3.3 Making Metal-multilayers Which do not Diffuse into Each Other

 


Fig. 3-5 (Above)Heavy-ion RBS (Rutherford backscattering) method which allows depth-sensitive structural analysis of the multilayer

Heavy ions (16O-ions) reflected from multilayered Nb/Cu have a different energy depending on the mass and position (depth from the surface) of the scattering centers (Nb or Cu). The component back-scattered from Cu further splits into two peaks owing to Cu-isotopes 63Cu and 65Cu. These results demonstrate that the boundaries Nb/Cu are flat plane and without mutual diffusion.

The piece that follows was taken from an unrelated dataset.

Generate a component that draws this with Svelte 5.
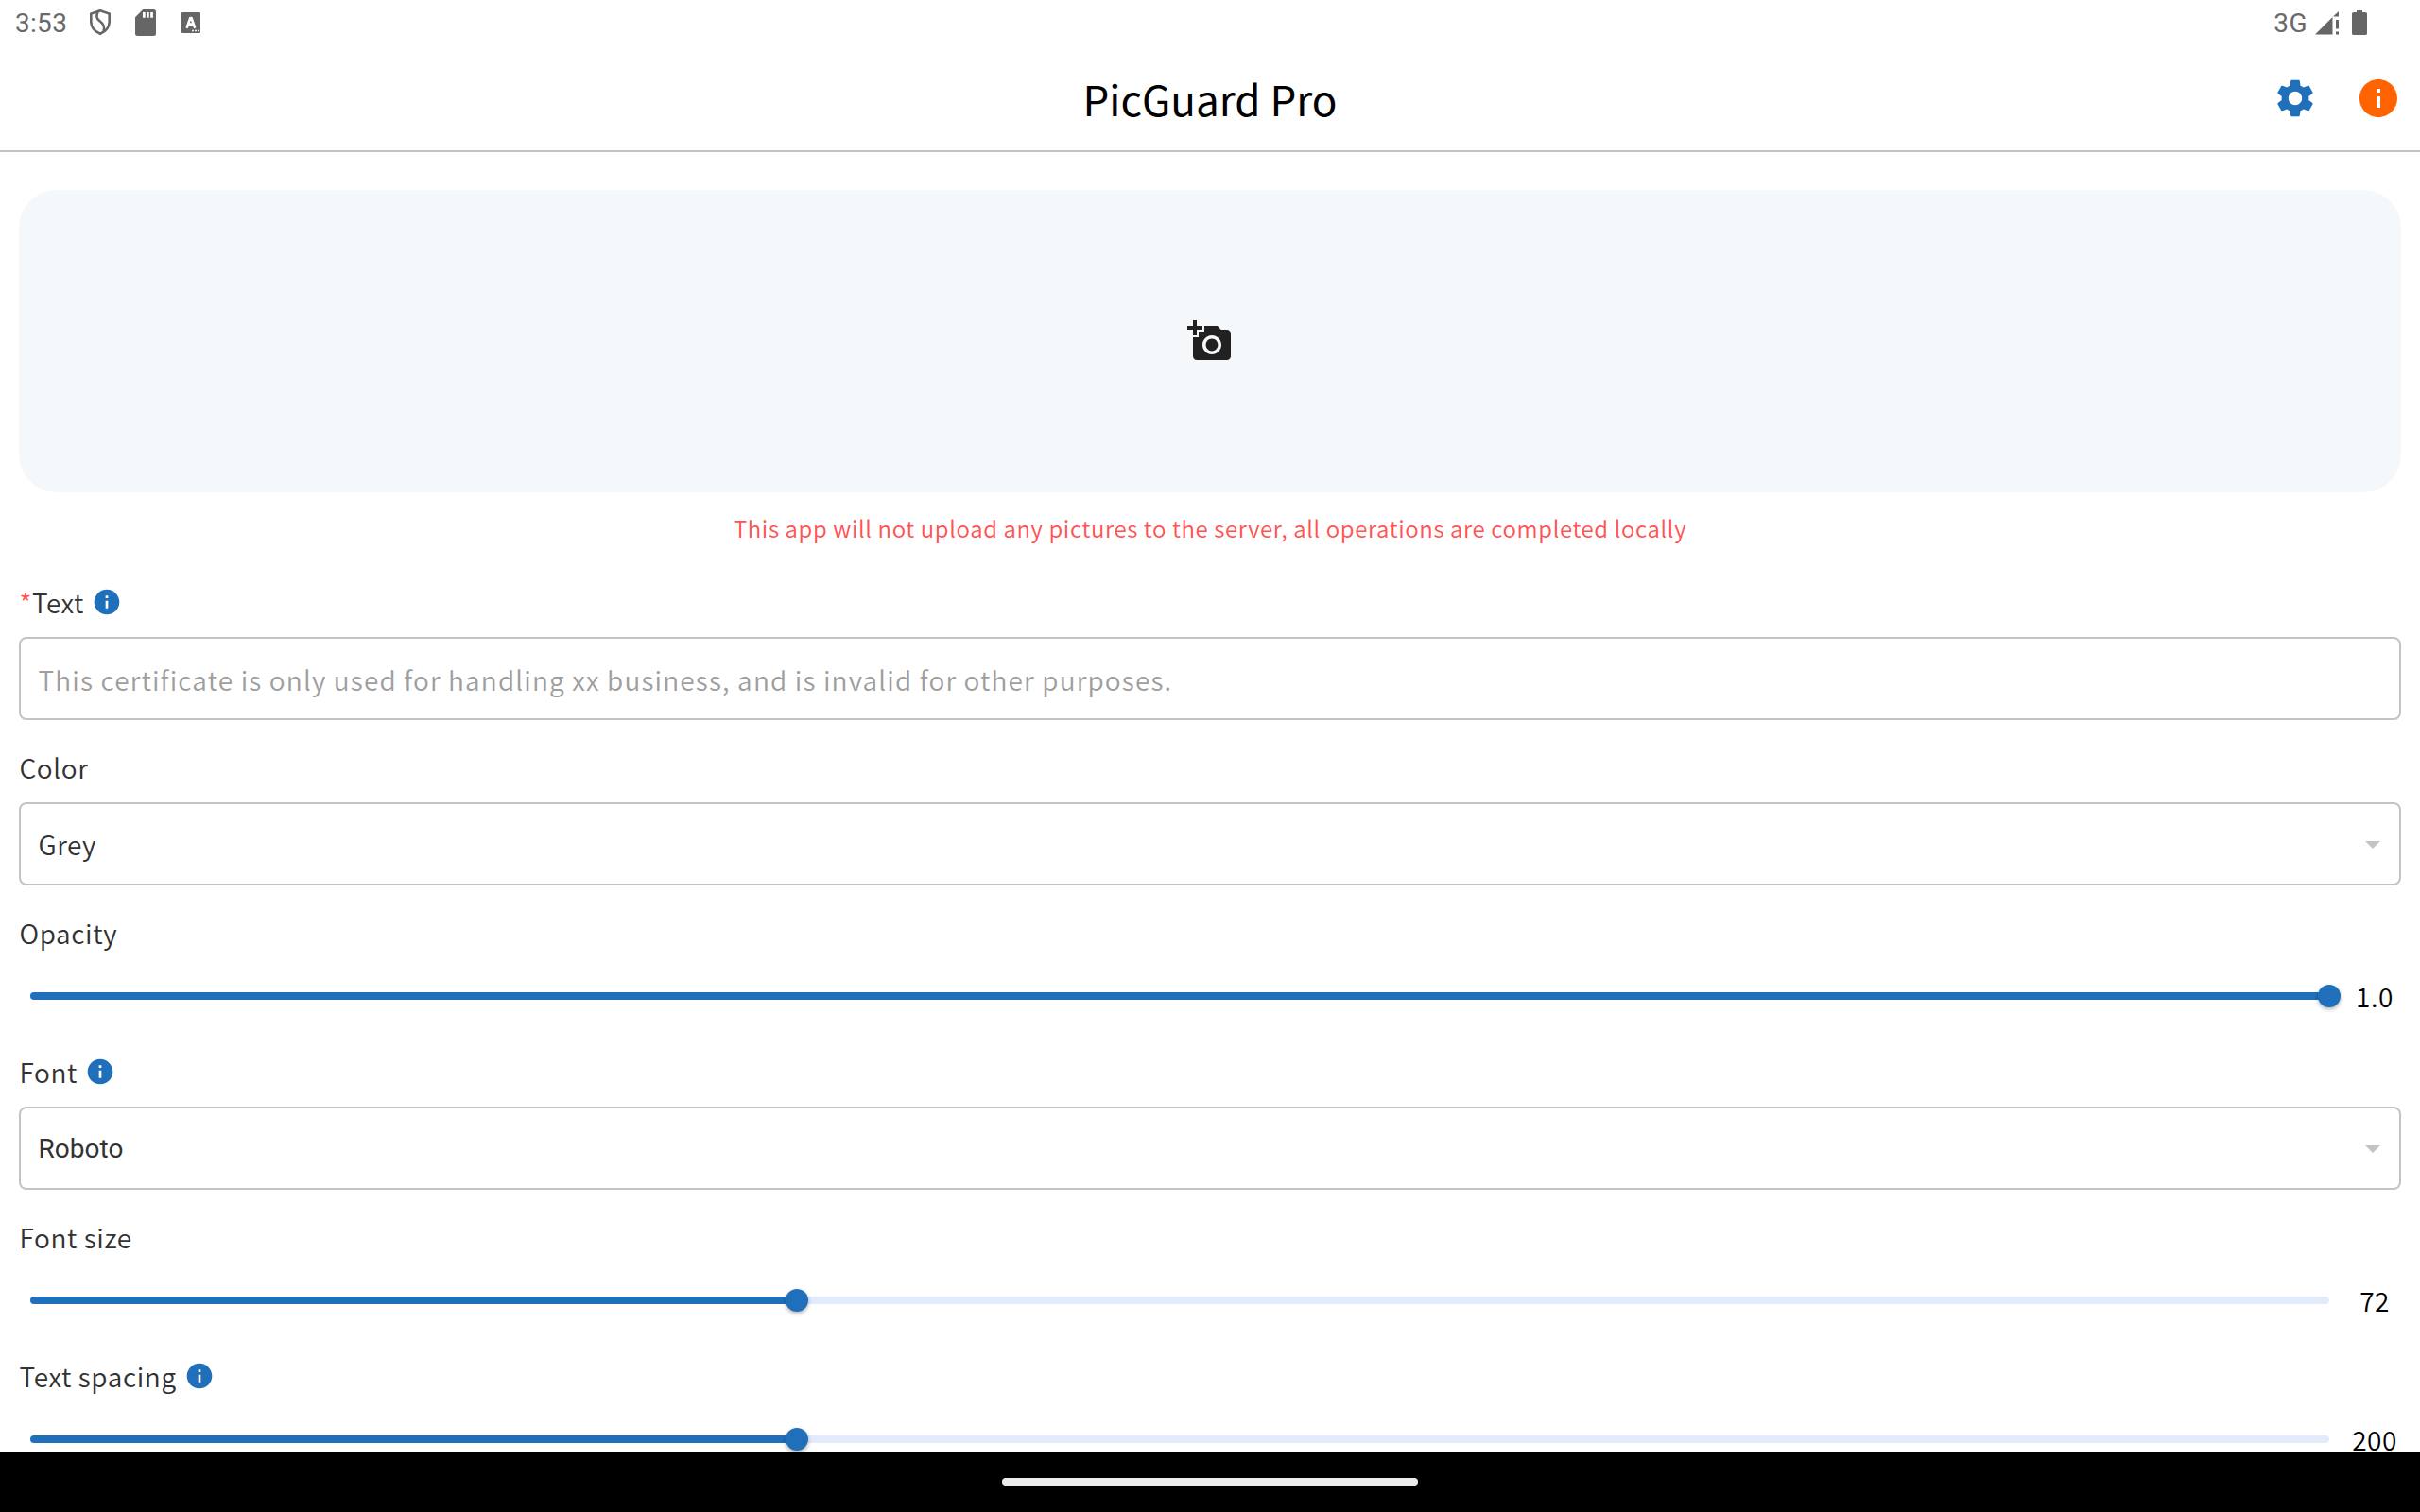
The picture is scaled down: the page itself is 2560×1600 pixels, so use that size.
<script>
  const fields = [
    { label: 'Text', required: true, info: true, kind: 'input', placeholder: 'This certificate is only used for handling xx business, and is invalid for other purposes.' },
    { label: 'Color', kind: 'select', value: 'Grey' },
    { label: 'Opacity', kind: 'slider', value: '1.0', percent: 100 },
    { label: 'Font', info: true, kind: 'select', value: 'Roboto', roboto: true },
    { label: 'Font size', kind: 'slider', value: '72', percent: 33.333 },
    { label: 'Text spacing', info: true, kind: 'slider', value: '200', percent: 33.333 },
  ];
</script>

{#snippet infoIcon()}
  <svg class="info" viewBox="0 0 24 24">
    <path fill="currentColor" d="M12 2C6.48 2 2 6.48 2 12s4.48 10 10 10 10-4.48 10-10S17.52 2 12 2zm1 15h-2v-6h2v6zm0-8h-2V7h2v2z" />
  </svg>
{/snippet}

<div class="screen">
  <div class="status">
    <span class="clock">3:53</span>
    <svg class="shield" viewBox="0 0 24 30">
      <path d="M12 2.2 21.7 5.6V14c0 6-4 10.300-9.700 12.800C6.300 24.300 2.300 20 2.300 14V5.600z" />
      <path d="M9.800 3.300C7.300 7.500 8 10.600 11.500 13.200c4.200 3.100 5.500 5.700 4 10.700" />
    </svg>
    <svg class="sd" viewBox="0 0 22 28">
      <path fill-rule="evenodd" d="M8.200 0H19.500A2.500 2.500 0 0 1 22 2.500v23a2.500 2.500 0 0 1-2.500 2.500h-17A2.500 2.500 0 0 1 0 25.500V8.200zM8 3v5.700h2.700V3zM12 3v5.700h2.700V3zM16.200 3v5.700h2.700V3z" />
    </svg>
    <svg class="badge" viewBox="0 0 20 22">
      <rect width="20" height="22" rx="1" />
      <path class="stroke" d="M5.900 15.800 9.300 6h1.200l3.400 9.800M7.200 12.600h5.400" />
      <circle class="dot" cx="12" cy="19.600" r="1" /><circle class="dot" cx="15" cy="19.600" r="1" /><circle class="dot" cx="18" cy="19.600" r="1" />
    </svg>
    <span class="net">3G</span>
    <svg class="signal" viewBox="0 0 25 25">
      <path d="M0 24.500 18.500 6v18.500zM19.500 5 25 0v5.500h-5.500zM22 9h3v9.500h-3zM22 21.500h3v3h-3z" />
    </svg>
    <svg class="battery" viewBox="0 0 16 26">
      <path d="M5 0h6v2h3.200C15.200 2 16 2.800 16 3.800v20.400c0 1-.8 1.800-1.800 1.800H1.800C.8 26 0 25.200 0 24.200V3.800C0 2.800.8 2 1.800 2H5z" />
    </svg>
  </div>

  <header>
    <h1>PicGuard Pro</h1>
    <div class="actions">
      <svg class="gear" viewBox="0 0 24 24">
        <path fill="currentColor" d="M19.140 12.940c.04-.3.06-.61.06-.94 0-.32-.02-.64-.07-.94l2.030-1.580c.18-.14.23-.41.12-.61l-1.920-3.320c-.12-.22-.37-.29-.59-.22l-2.390.96c-.5-.38-1.030-.7-1.620-.94L14.400 2.810c-.04-.24-.24-.41-.48-.41h-3.840c-.24 0-.43.17-.47.41L9.250 5.350C8.660 5.590 8.120 5.920 7.630 6.290L5.240 5.330c-.22-.08-.47 0-.59.22L2.740 8.870c-.12.21-.08.47.12.61l2.030 1.580c-.05.3-.09.63-.09.94s.02.64.07.94l-2.030 1.580c-.18.14-.23.41-.12.61l1.920 3.320c.12.22.37.29.59.22l2.390-.96c.5.38 1.030.7 1.620.94l.36 2.540c.05.24.24.41.48.41h3.840c.24 0 .44-.17.47-.41l.36-2.540c.59-.24 1.130-.56 1.620-.94l2.390.96c.22.08.47 0 .59-.22l1.920-3.320c.12-.22.07-.47-.12-.61l-2.010-1.580zM12 15.600c-1.980 0-3.600-1.620-3.600-3.600s1.620-3.600 3.600-3.600 3.600 1.620 3.600 3.600-1.620 3.600-3.600 3.600z" />
      </svg>
      <span class="about">{@render infoIcon()}</span>
    </div>
  </header>

  <main>
    <div class="picker">
      <svg viewBox="0 0 24 24">
        <path fill="currentColor" d="M3 4V1h2v3h3v2H5v3H3V6H0V4h3zm3 6V7h3V4h7l1.830 2H21c1.100 0 2 .9 2 2v12c0 1.100-.9 2-2 2H5c-1.100 0-2-.9-2-2V10h3zm7 9c2.760 0 5-2.240 5-5s-2.240-5-5-5-5 2.240-5 5 2.240 5 5 5zm-3.200-5c0 1.770 1.430 3.200 3.200 3.200s3.200-1.430 3.200-3.200-1.430-3.200-3.200-3.200-3.200 1.430-3.200 3.200z" />
      </svg>
    </div>
    <p class="notice">This app will not upload any pictures to the server, all operations are completed locally</p>

    {#each fields as f}
      <section>
        <div class="label">
          {#if f.required}<span class="req">*</span>{/if}<span class:tight={f.required}>{f.label}</span>
          {#if f.info}{@render infoIcon()}{/if}
        </div>
        {#if f.kind === 'slider'}
          <div class="slider">
            <div class="track">
              <div class="fill" style="width: {f.percent}%"></div>
              <div class="thumb"></div>
            </div>
            <span class="value">{f.value}</span>
          </div>
        {:else}
          <div class="box">
            {#if f.kind === 'input'}
              <span class="placeholder">{f.placeholder}</span>
            {:else}
              <span class:roboto={f.roboto}>{f.value}</span>
              <svg class="arrow" viewBox="0 0 16 8"><path fill="currentColor" d="M0 0h16L8 8z" /></svg>
            {/if}
          </div>
        {/if}
      </section>
    {/each}
  </main>

  <nav><div class="pill"></div></nav>
</div>

<style>
  :global(body) { background: #fff; }
  .screen {
    width: 2560px;
    height: 1600px;
    display: flex;
    flex-direction: column;
    overflow: hidden;
    background: #fff;
    color: #323232;
    font: 350 28px/40px "Noto Sans CJK SC", "Noto Sans", sans-serif;
  }
  svg { display: block; flex: none; }

  .status {
    flex: none;
    height: 48px;
    box-sizing: border-box;
    padding: 0 56px 0 16px;
    display: flex;
    align-items: center;
    font-family: Roboto, sans-serif;
    font-weight: 400;
    color: #6a6a6a;
    fill: #666;
  }
  .clock { width: 78px; padding-top: 2px; line-height: 50px; letter-spacing: 0.300px; }
  .shield { width: 24px; height: 30px; fill: none; stroke: #666; stroke-width: 2.600; }
  .sd { width: 22px; height: 28px; margin-left: 25px; }
  .badge { width: 20px; height: 22px; margin-left: 27px; }
  .stroke { fill: none; stroke: #fff; stroke-width: 2.600; stroke-linejoin: round; stroke-linecap: round; }
  .dot { fill: #fff; }
  .net { margin-left: auto; padding-top: 1px; font-weight: 450; line-height: 50px; letter-spacing: 0.500px; }
  .signal { width: 25px; height: 25px; margin: 1px 14px 0 8px; }
  .battery { width: 16px; height: 26px; }

  header {
    flex: none;
    height: 113px;
    box-sizing: border-box;
    border-bottom: 2px solid #c4c4c4;
    display: grid;
    grid-template-columns: 1fr auto 1fr;
    align-items: center;
  }
  h1 {
    grid-column: 2;
    margin: 0;
    padding-top: 1px;
    font-size: 44px;
    line-height: 64px;
    font-weight: 400;
    color: #000;
  }
  .actions { justify-self: end; display: flex; gap: 40px; padding-right: 20px; color: #1f6fbb; }
  .gear, .about .info { width: 48px; height: 48px; margin: 0; }
  .about { color: #ff6400; }

  main { flex: 1; min-height: 0; overflow: hidden; padding: 40px 20px 0; }
  .picker {
    height: 320px;
    border-radius: 40px;
    background: #f4f8fb;
    color: #212121;
    display: flex;
    align-items: center;
    justify-content: center;
  }
  .picker svg { width: 48px; height: 48px; }
  .notice {
    margin: 0;
    height: 66px;
    padding-top: 18px;
    box-sizing: border-box;
    text-align: center;
    font-size: 24px;
    letter-spacing: 0.610px;
    color: #ff5252;
  }
  .label { height: 57px; padding: 30px 0 0 0.500px; display: flex; align-items: flex-start; letter-spacing: 0.600px; }
  .info { width: 32px; height: 32px; margin: 4px 0 0 8px; }
  .label .info { color: #1f6fbb; }
  .req { color: #ff5252; letter-spacing: 0.500px; }
  .tight { letter-spacing: 0.450px; }
  .box {
    height: 88px;
    box-sizing: border-box;
    border: 2px solid #c3c3c3;
    border-radius: 8px;
    padding: 0 20px 0 18.500px;
    display: flex;
    align-items: center;
    justify-content: space-between;
    letter-spacing: 0.500px;
  }
  .placeholder { padding-top: 1px; color: #9e9e9e; letter-spacing: 1.148px; }
  .roboto { padding-top: 1px; font-family: Roboto, sans-serif; font-weight: 400; letter-spacing: 0.050px; }
  .arrow { width: 16px; height: 8px; margin-top: 1px; color: #c3c3c3; }

  .slider { height: 60px; padding-left: 12px; display: flex; align-items: center; gap: 20px; }
  .track { flex: none; width: 2432px; height: 8px; border-radius: 4px; background: #e2ebfc; display: flex; align-items: center; }
  .fill { flex: none; height: 8px; border-radius: 4px; background: #1f6fbb; }
  .thumb {
    flex: none;
    width: 24px;
    height: 24px;
    margin: 0 -12px;
    border-radius: 50%;
    background: #1f6fbb;
    box-shadow: 0 2px 4px rgba(0, 0, 0, 0.300);
  }
  .value { flex: 1; padding-bottom: 1px; text-align: center; letter-spacing: 0.500px; color: #000; }

  nav { flex: none; height: 64px; background: #000; display: flex; align-items: center; justify-content: center; }
  .pill { width: 440px; height: 8px; border-radius: 4px; background: #ececec; }
</style>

(Below)15N-NRA (nuclear resonance analysis) which clarifies the state of hydrogen dissolved in the multilayer

Hydrogen atom distribution in multi-layered Nb/Cu is evaluated by measuring emitted gamma-rays (4.43 MeV) from 1H (15N, alpha gamma)12C reaction. This resonance reaction, occurring at ER = 6.385 MeV, is induced with 15N-ion beams of varying energy so as to get non-destructively information on the position of 1H-atoms. The results shown above tell us that hydrogen exists exclusively in the Nb-layers.

 


Multi-layered Nb/Cu prepared by the molecular beam evaporation technique preserves flat plane boundaries between layers because Nb and Cu do not melt into each other. This meets our expectation for example, for fabricating effective x-ray reflecting materials. For the existing interface-lattice strain to be relaxed, hydrogen atoms are expected to play an important role and it is needed to know the chemical state of hydrogen introduced to clarify its role.
By examining the evaporation conditions (substrate temperature and its orientation, etc), we succeeded in preparing a multilayer sample with flat plane boundaries and without mutual diffusion between the layers.
Furthermore we have analyzed the depth distribution of hydrogen atoms in the multilayer using the ion-beam resonant nuclear reaction method to find out that the hydrogen exists locally in the Nb layers.


Reference

S. Yamamoto et al., Analysis of Hydrogen in Nb/Cu Multilayers using Ion Beams, J. Alloys Comp., 231, 310 (1995).